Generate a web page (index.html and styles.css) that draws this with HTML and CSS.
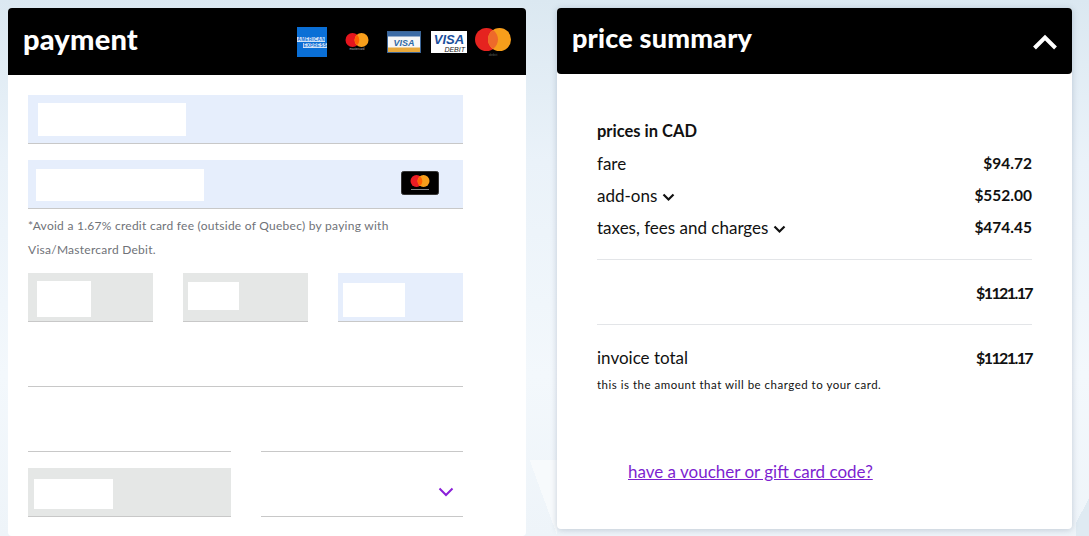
FILE: index.html
```html
<!DOCTYPE html>
<html lang="en">
<head>
  <meta charset="UTF-8" />
  <title>Payment</title>
  <link rel="stylesheet" href="styles.css">
</head>
<body>
  <section class="card payment">
    <header class="card-head payment-head">
      <h2>payment</h2>
      <div class="logos">
        <svg class="logo-amex" width="30" height="30" viewBox="0 0 30 30">
          <rect width="30" height="30" fill="#0a6fd6"/>
          <rect y="10" width="28" height="5" fill="#cfe2f7"/>
          <rect x="6" y="16" width="24" height="5" fill="#cfe2f7"/>
          <text x="0.5" y="14.2" font-size="4.6" font-weight="700" fill="#0a6fd6" font-family="Liberation Sans" textLength="27">AMERICAN</text>
          <text x="6.5" y="20.2" font-size="4.6" font-weight="700" fill="#0a6fd6" font-family="Liberation Sans" textLength="23">EXPRESS</text>
        </svg>
        <svg class="logo-mc" width="24" height="18" viewBox="0 0 24 18">
          <circle cx="7.5" cy="7" r="7" fill="#e5151d"/>
          <circle cx="16.5" cy="7" r="7" fill="#f79e1b"/>
          <path d="M12 1.8a7 7 0 0 1 0 10.4a7 7 0 0 1 0-10.4z" fill="#ff5f00"/>
          <text x="12" y="17" font-size="3" fill="#bbb" text-anchor="middle" font-family="Liberation Sans">mastercard</text>
        </svg>
        <svg class="logo-visa" width="34" height="22" viewBox="0 0 34 22">
          <rect x="0.5" y="0.5" width="33" height="21" fill="#f7f7f7" stroke="#3c6596"/>
          <rect x="1" y="1" width="32" height="4.5" fill="#3c6ba5"/>
          <rect x="1" y="16.5" width="32" height="4.5" fill="#e8a93c"/>
          <text x="17" y="14.5" font-size="9" font-weight="700" font-style="italic" fill="#2f6aa6" text-anchor="middle" font-family="Liberation Sans">VISA</text>
        </svg>
        <svg class="logo-debit" width="36" height="22" viewBox="0 0 36 22">
          <rect width="36" height="22" fill="#fff"/>
          <text x="18" y="12.5" font-size="13" font-weight="700" font-style="italic" fill="#1a4f9c" text-anchor="middle" font-family="Liberation Sans">VISA</text>
          <text x="34" y="20.5" font-size="7" font-style="italic" fill="#222" text-anchor="end" font-family="Liberation Sans">DEBIT</text>
        </svg>
        <svg class="logo-mcd" width="36" height="30" viewBox="0 0 36 30">
          <circle cx="11.500" cy="11.500" r="11.500" fill="#e5231f"/>
          <circle cx="24.500" cy="11.500" r="11.500" fill="#f79e1b"/>
          <path d="M18 2a11.500 11.500 0 0 1 0 19a11.500 11.500 0 0 1 0-19z" fill="#ee6a2a"/>
          <text x="18" y="28" font-size="4" fill="#555" text-anchor="middle" font-family="Liberation Sans">debit</text>
        </svg>
      </div>
    </header>

    <div class="form">
      <div class="field blue f-name"><span class="mask m-name"></span></div>
      <div class="field blue f-number">
        <span class="mask m-number"></span>
        <svg class="card-icon" width="38" height="24" viewBox="0 0 38 24">
          <rect x="0.5" y="0.5" width="37" height="23" rx="2" fill="#000" stroke="#333"/>
          <circle cx="15.500" cy="10" r="6" fill="#eb1c24"/>
          <circle cx="22.500" cy="10" r="6" fill="#f79e1b"/>
          <path d="M19 5.200a6 6 0 0 1 0 9.600a6 6 0 0 1 0-9.600z" fill="#ff5f00"/>
          <rect x="10" y="18" width="18" height="1" fill="#888"/>
        </svg>
      </div>
      <p class="note">*Avoid a 1.67% credit card fee (outside of Quebec) by paying with<br>Visa/Mastercard Debit.</p>
      <div class="row-3">
        <div class="field grey"><span class="mask m-a"></span></div>
        <div class="field grey"><span class="mask m-b"></span></div>
        <div class="field blue"><span class="mask m-c"></span></div>
      </div>
      <div class="field plain f-addr"></div>
      <div class="row-2 row-city">
        <div class="field plain"></div>
        <div class="field plain"></div>
      </div>
      <div class="row-2">
        <div class="field grey"><span class="mask m-d"></span></div>
        <div class="field plain f-select">
          <svg width="16" height="10" viewBox="0 0 16 10"><path d="M1.500 1.500L8 8l6.500-6.500" fill="none" stroke="#8a1fd8" stroke-width="2"/></svg>
        </div>
      </div>
    </div>
  </section>

  <section class="card summary">
    <header class="card-head summary-head">
      <h2>price summary</h2>
      <svg class="toggle" width="26" height="16" viewBox="0 0 26 16"><path d="M2.500 14L13 3.500 23.500 14" fill="none" stroke="#fff" stroke-width="4"/></svg>
    </header>
    <div class="summary-body">
      <div class="line"><strong>prices in CAD</strong></div>
      <div class="line"><span>fare</span><strong>$94.72</strong></div>
      <div class="line">
        <span>add-ons <svg class="caret" width="13" height="9" viewBox="0 0 13 9"><path d="M1.500 1.500l5 5 5-5" fill="none" stroke="#111" stroke-width="2.200"/></svg></span>
        <strong>$552.00</strong>
      </div>
      <div class="line">
        <span>taxes, fees and charges <svg class="caret" width="13" height="9" viewBox="0 0 13 9"><path d="M1.500 1.500l5 5 5-5" fill="none" stroke="#111" stroke-width="2.200"/></svg></span>
        <strong>$474.45</strong>
      </div>
      <div class="line subtotal"><strong class="amount">$1121.17</strong></div>
      <div class="line total"><span>invoice total</span><strong class="amount">$1121.17</strong></div>
      <p class="charged">this is the amount that will be charged to your card.</p>
      <a class="voucher" href="#">have a voucher or gift card code?</a>
    </div>
  </section>
</body>
</html>
```

FILE: styles.css
```css
* {
  box-sizing: border-box;
}

body {
  margin: 0;
  height: 536px;
  overflow: hidden;
  display: flex;
  align-items: flex-start;
  gap: 31px;
  padding: 8px 0 0 8px;
  font-family: 'Lato', sans-serif;
  color: #111;
  /* faint snowy peaks behind the cards */
  background:
    linear-gradient(70deg, rgba(247, 250, 252, 0) 50%, #f7fafc 50%) 530px 460px / 27px 76px no-repeat,
    linear-gradient(-62deg, #dfeaf2 50%, rgba(223, 234, 242, 0) 50%) 1076px 485px / 13px 51px no-repeat,
    linear-gradient(180deg, #dbe8f1 0%, #eaf2f9 30%, #f3f8fc 70%, #eef4f9 100%);
}

.card {
  background: #fff;
  border-radius: 4px;
}

.payment {
  width: 518px;
  height: 528px;
  flex-shrink: 0;
}

.summary {
  width: 515px;
  height: 521px;
  flex-shrink: 0;
  box-shadow: 0 1px 6px rgba(60, 80, 110, 0.25);
}

.card-head {
  display: flex;
  align-items: center;
  justify-content: space-between;
  background: #000;
  color: #fff;
  border-radius: 4px 4px 0 0;
}

.card-head h2 {
  margin: 0;
  font-weight: 900;
}

.payment-head {
  height: 67px;
  padding: 0 15px;
}

.payment-head h2 {
  margin-top: -6px;
  font-size: 29px;
  letter-spacing: 0.2px;
}

.summary-head {
  height: 66px;
  padding: 0 15px;
  border-radius: 4px;
}

.summary-head h2 {
  margin-top: -8px;
  font-size: 27px;
  letter-spacing: 0.2px;
}

.toggle {
  margin: 2px -1px 0 0;
}

.logos {
  display: flex;
  align-items: flex-start;
  margin-top: 1px;
}

.logo-amex { margin: 0 18px 0 0; }
.logo-mc { margin: 6px 18px 0 0; }
.logo-visa { margin: 4px 10px 0 0; }
.logo-debit { margin: 4px 8px 0 0; }
.logo-mcd { margin: 1px 0 0 0; }

.form {
  width: 435px;
  margin: 20px 0 0 20px;
}

.field {
  display: flex;
  align-items: center;
  height: 49px;
  border-bottom: 1px solid #c8c8c8;
}

.blue {
  background: #e6eefc;
}

.grey {
  background: #e5e7e6;
}

.mask {
  display: block;
  background: #fff;
}

.m-name { width: 148px; height: 33px; margin: 1px 0 0 10px; }
.m-number { width: 168px; height: 32px; margin: 2px 0 0 8px; }
.m-a { width: 54px; height: 36px; margin: 4px 0 0 9px; }
.m-b { width: 51px; height: 28px; margin: -3px 0 0 5px; }
.m-c { width: 62px; height: 34px; margin: 5px 0 0 5px; }
.m-d { width: 79px; height: 30px; margin: 4px 0 0 6px; }

.f-number {
  justify-content: space-between;
  margin-top: 16px;
  padding-right: 24px;
}

.card-icon {
  margin-top: -2px;
}

.note {
  margin: 5px 0 11px;
  font-size: 12px;
  line-height: 24px;
  letter-spacing: 0.26px;
  color: #6f7278;
}

.row-3 {
  display: grid;
  grid-template-columns: repeat(3, 125px);
  gap: 30px;
}

.f-addr {
  margin-top: 16px;
}

.row-2 {
  display: grid;
  grid-template-columns: 203px 202px;
  gap: 30px;
  margin-top: 16px;
}

.f-select {
  justify-content: flex-end;
  padding-right: 9px;
}

.summary-body {
  padding: 41px 40px 0;
}

.line {
  display: flex;
  align-items: center;
  justify-content: space-between;
  height: 32px;
  font-size: 17px;
}

.line strong {
  font-size: 15.5px;
  font-weight: 700;
}

.line:first-child strong {
  font-size: 16.5px;
}

.line .amount {
  font-size: 16px;
  letter-spacing: -1.6px;
}

.caret {
  margin-left: 0;
}

.subtotal {
  justify-content: flex-end;
  height: 66px;
  margin-top: 16px;
  border-top: 1px solid #e3e5e8;
  border-bottom: 1px solid #e3e5e8;
}

.total {
  margin-top: 16px;
}

.charged {
  margin: 2px 0 0;
  font-size: 11.5px;
  line-height: 20px;
  letter-spacing: 0.5px;
}

.voucher {
  display: block;
  margin: 66px 0 0 31px;
  font-size: 17px;
  color: #7d1fd0;
}
```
▬▬▬▬▬▬
REQUIREMENTS =>
Check each line of the data above for the word "index" and say how many lines contain it, giving nothing besides the number.

SOLUTION BELOW =>
2